If all goes well, he said, they'll sell 100 tons of seed potatoes this fall to Cuba.
"As much as we can," Johnson said. "That is something that one would hope to ramp up over time."
Johnson wasn't ready to put a dollar value on the possible export.
Johnson was on a trip to Cuba May 21-24 with a North Dakota delegation.
That's not all. According to Johnson's agency, the Cuban government is expected to sign an agreement to purchase 10,000 tons of North Dakota hard spring wheat.
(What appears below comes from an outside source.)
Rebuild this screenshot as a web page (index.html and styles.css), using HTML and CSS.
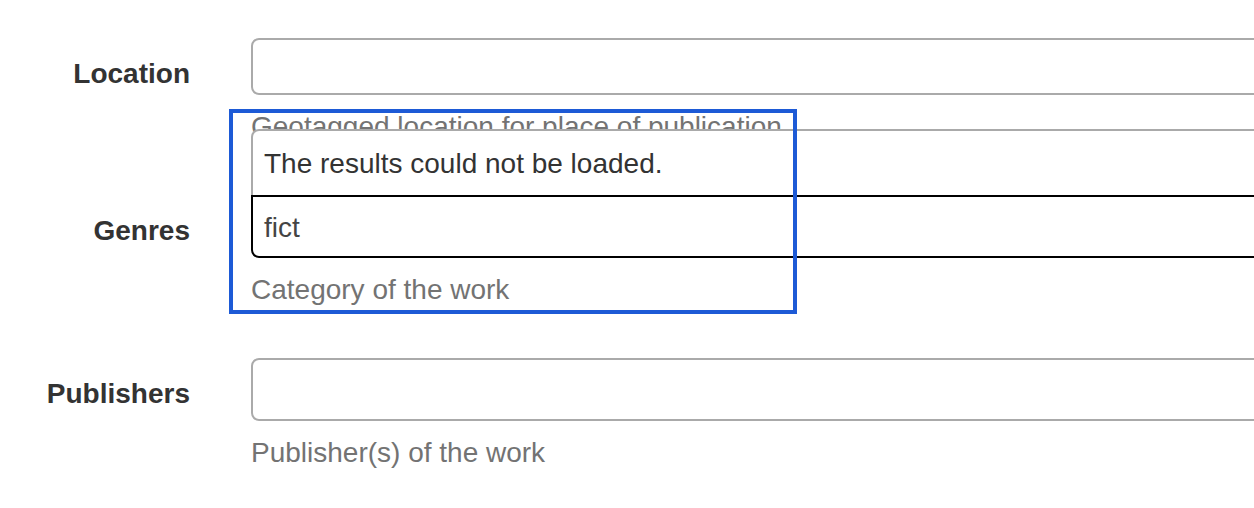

"Negotiations are ongoing for the Cubans to buy North Dakota soybeans, corn and dried distillers grains, as well as soybean oil, soybean meal, barley malt and peas, lentils and beans," Johnson said.
The agreements came out of meetings with Pedro Alvarez, the president and CEO of Alimport, the Cuban food buying agency.
In addition to meeting with Alvarez, Johnson and the North Dakota delegation also had what Johnson said were "productive meetings" with leading officials of the Cuban ministries of foreign affairs and foreign trade.
Which would sort of put a damper on similar statements made by Otter, when he was discussing his trip to Cuba with local news reporters.
Of course, the governor's office isn't ready to admit defeat just yet. "Just because they're buying it from North Dakota, it doesn't preclude us from selling to them in the short term, or in the future," said Jon Hanian, Otter's press secretary.
Hanian said state officials are still hoping to work out deals to sell other commodities to the communist nation—among those are peas and lentils. "We remain hopeful we will ink some deals with them," he said. "But when you reach this stage of discussions, it is very competitive."
Otter was busy touting another agriculture deal signed with a foreign nation, this time Taiwan. Last week, Otter announced Taiwan Flour Mills Association agreed to buy more wheat from Idaho growers. The deal boosts U.S. wheat exports to $425 million.
Wheat may be Idaho's second-largest crop, but lest we forget the mighty potato, Hanian said the possibility of selling Idaho's signature crop to Cuba isn't dead.